Reputation: 39
I have a dataframe
that looks like this:
Supervisor Score
Bill Pass
Bill Pass
Susan Fail
Susan Fail
Susan Fail
I would like to do some aggregates (such as getting the % of pass by supervisor) and would like to split up the Score column so all the Pass are in one column and all the Fail are in another column. Like this:
Supervisor Pass Fail
Bill 0 1
Bill 0 1
Susan 1 0
Susan 1 0
Susan 1 0
Any ideas? Would a simple groupby
work by grouping both the supervisor and score columns and getting a count of Score?
Upvotes: 1
Views: 107
Reputation: 1445
**Let's try this one**
df=pd.DataFrame({'Supervisor':['Bill','Bill','Susan','Susan','Susan'],
'Score':['Pass','Pass','Fail','Fail','Fail']}).set_index('Supervisor')
pd.get_dummies(df['Score'])
PANDAS 100 tricks
For More Pandas trick refer following : https://www.kaggle.com/python10pm/pandas-100-tricks
Upvotes: 1
Reputation: 59519
pd.get_dummies
Removes any columns you specify from your DataFrame in favor of N dummy columns with the default naming convention 'OrigName_UniqueVal'
. Specifying empty strings for the prefix and separator gives you column headers of only the unique values.
pd.get_dummies(df, columns=['Score'], prefix_sep='', prefix='')
Supervisor Fail Pass
0 Bill 0 1
1 Bill 0 1
2 Susan 1 0
3 Susan 1 0
4 Susan 1 0
If in the end you just want % of each category by supervisor then you don't really need the dummies. You can groupby
. I use a reindex
to ensure the resulting DataFrame has each category represented for each Supervisor.

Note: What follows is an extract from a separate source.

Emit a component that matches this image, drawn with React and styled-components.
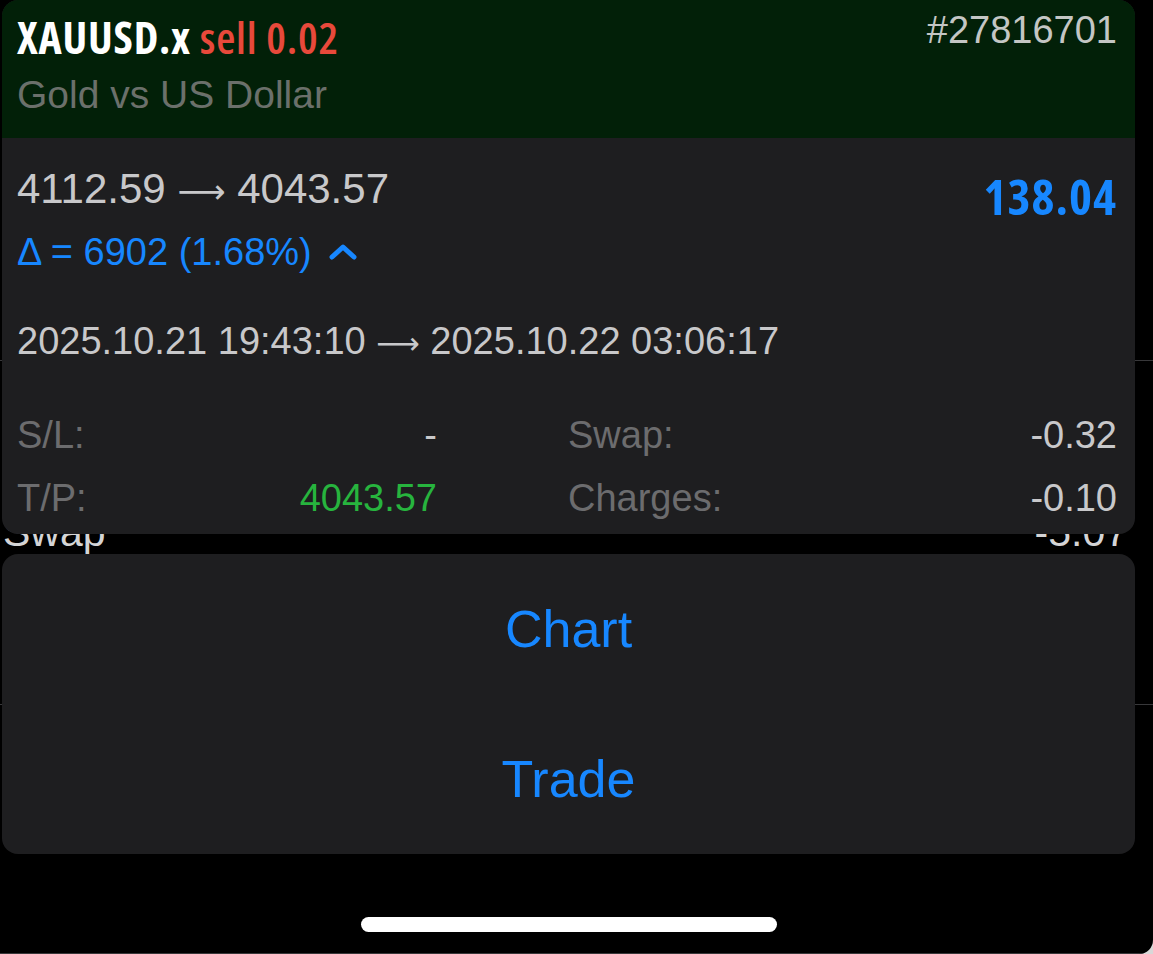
import React from "react";
import styled, { createGlobalStyle } from "styled-components";

const GlobalStyle = createGlobalStyle`
  html, body {
    margin: 0;
    padding: 0;
    background: #d8d8d8;
  }
  body {
    font-family: "Liberation Sans", Arial, sans-serif;
  }
`;

const condensed = `
  font-family: "Open Sans", "Liberation Sans Narrow", "DejaVu Sans Condensed", sans-serif;
  font-stretch: 75%;
  font-weight: 700;
`;

const Screen = styled.div`
  position: relative;
  width: 1153px;
  height: 954px;
  background: #000;
  overflow: hidden;
  border-bottom-right-radius: 14px;
`;

const List = styled.div`
  display: flex;
  flex-direction: column;
`;

const ListRow = styled.div`
  display: flex;
  align-items: center;
  justify-content: space-between;
  height: ${(p) => p.$h}px;
  padding: 0 25px 0 3px;
  border-bottom: 1px solid #38383a;
  box-sizing: border-box;
  color: #d4d4d6;
  font-size: 41px;
`;

const Overlay = styled.div`
  position: absolute;
  top: 0;
  left: 2px;
  width: 1133px;
  display: flex;
  flex-direction: column;
`;

const Card = styled.div`
  background: #1e1e20;
  border-radius: 16px;
  overflow: hidden;
`;

const Header = styled.div`
  background: #022008;
  padding: 12px 18px 20px 15px;
`;

const TitleRow = styled.div`
  display: flex;
  justify-content: space-between;
  align-items: flex-start;
`;

const Title = styled.div`
  ${condensed}
  font-size: 44px;
  letter-spacing: 0.8px;
  line-height: 50px;
  color: #ffffff;
`;

const Side = styled.span`
  color: #e8493b;
  font-weight: 600;
`;

const Ticket = styled.div`
  font-size: 38px;
  line-height: 36px;
  color: #c4c6c4;
`;

const Subtitle = styled.div`
  margin-top: 10px;
  font-size: 39px;
  line-height: 46px;
  color: #6b706b;
`;

const Body = styled.div`
  padding: 26px 18px 13px 15px;
`;

const PriceRow = styled.div`
  display: flex;
  justify-content: space-between;
  align-items: flex-start;
`;

const PriceCol = styled.div`
  display: flex;
  flex-direction: column;
`;

const Prices = styled.div`
  font-size: 42px;
  line-height: 50px;
  color: #c8c8ca;
`;

const Arrow = styled.span`
  font-family: "DejaVu Sans", sans-serif;
  font-weight: 400;
  font-size: 0.8em;
  line-height: 1;
`;

const Delta = styled.div`
  display: flex;
  align-items: center;
  gap: 17px;
  margin-top: 15px;
  font-size: 38px;
  line-height: 46px;
  color: #1787ff;
`;

const Profit = styled.div`
  ${condensed}
  margin-top: 7px;
  font-size: 49px;
  letter-spacing: 1px;
  line-height: 50px;
  color: #1787ff;
`;

const Dates = styled.div`
  margin-top: 43px;
  font-size: 38px;
  line-height: 46px;
  color: #c8c8ca;
`;

const Stats = styled.div`
  display: grid;
  grid-template-columns: 420px 549px;
  column-gap: 131px;
  row-gap: 17px;
  margin-top: 48px;
`;

const Stat = styled.div`
  display: flex;
  justify-content: space-between;
  font-size: 38px;
  line-height: 46px;
`;

const Label = styled.span`
  color: #6c6c6e;
`;

const Value = styled.span`
  color: ${(p) => p.$color || "#c8c8ca"};
`;

const Actions = styled.div`
  margin-top: 20px;
  background: #1e1e20;
  border-radius: 16px;
  display: flex;
  flex-direction: column;
`;

const Action = styled.button`
  height: 150px;
  border: none;
  background: transparent;
  color: #1787ff;
  font-family: "Liberation Sans", Arial, sans-serif;
  font-size: 52px;
  padding: 0;
  cursor: pointer;
`;

const HomeIndicator = styled.div`
  align-self: center;
  margin-top: 63px;
  width: 416px;
  height: 15px;
  border-radius: 8px;
  background: #ffffff;
`;

const Chevron = () => (
  <svg width="28" height="18" viewBox="0 0 28 18" aria-hidden="true">
    <polyline
      points="3,14 14,4 25,14"
      fill="none"
      stroke="#1787ff"
      strokeWidth="5"
      strokeLinecap="round"
      strokeLinejoin="round"
    />
  </svg>
);

export default function App() {
  return (
    <>
      <GlobalStyle />
      <Screen>
        <List>
          <ListRow $h={361} />
          <ListRow $h={344}>
            <span>Swap</span>
            <span>-5.07</span>
          </ListRow>
          <ListRow $h={249} />
        </List>

        <Overlay>
          <Card>
            <Header>
              <TitleRow>
                <Title>
                  XAUUSD.x <Side>sell 0.02</Side>
                </Title>
                <Ticket>#27816701</Ticket>
              </TitleRow>
              <Subtitle>Gold vs US Dollar</Subtitle>
            </Header>
            <Body>
              <PriceRow>
                <PriceCol>
                  <Prices>
                    4112.59 <Arrow>⟶</Arrow> 4043.57
                  </Prices>
                  <Delta>
                    <span>Δ = 6902 (1.68%)</span>
                    <Chevron />
                  </Delta>
                </PriceCol>
                <Profit>138.04</Profit>
              </PriceRow>
              <Dates>
                2025.10.21 19:43:10 <Arrow>⟶</Arrow> 2025.10.22 03:06:17
              </Dates>
              <Stats>
                <Stat>
                  <Label>S/L:</Label>
                  <Value>-</Value>
                </Stat>
                <Stat>
                  <Label>Swap:</Label>
                  <Value>-0.32</Value>
                </Stat>
                <Stat>
                  <Label>T/P:</Label>
                  <Value $color="#27b43e">4043.57</Value>
                </Stat>
                <Stat>
                  <Label>Charges:</Label>
                  <Value>-0.10</Value>
                </Stat>
              </Stats>
            </Body>
          </Card>
          <Actions>
            <Action>Chart</Action>
            <Action>Trade</Action>
          </Actions>
          <HomeIndicator />
        </Overlay>
      </Screen>
    </>
  );
}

(df.groupby(['Supervisor']).Score.value_counts(normalize=True)
.reindex(pd.MultiIndex.from_product([df.Supervisor.unique(), df.Score.unique()]))
.fillna(0))
#Bill Pass 1.0
# Fail 0.0
#Susan Pass 0.0
# Fail 1.0
#Name: Score, dtype: float64
Upvotes: 5
Reputation: 30920
IIUC, you want DataFrame.pivot_table
+ DataFrmae.join
new_df = df[['Supervisor']].join(df.pivot_table(columns = 'Score',
index = df.index,
values ='Supervisor',
aggfunc='count',
fill_value=0))
print(new_df)
Supervisor Fail Pass
0 Bill 0 1
1 Bill 0 1
2 Susan 1 0
3 Susan 1 0
4 Susan 1 0
For the output expect:
new_df = df[['Supervisor']].join(df.pivot_table(columns = 'Score',
index = df.index,
values ='Supervisor',
aggfunc='count',
fill_value=0)
.eq(0)
.astype(int))
print(new_df)
Supervisor Fail Pass
0 Bill 1 0
1 Bill 1 0
2 Susan 0 1
3 Susan 0 1
4 Susan 0 1
Upvotes: 3
Reputation: 2526
To get the df you want you can do it like this:
df["Pass"] = df["Score"].apply(lambda x: 0 if x == "Pass" else 1)
df["Fail"] = df["Score"].apply(lambda x: 0 if x == "Fail" else 1)
Upvotes: 0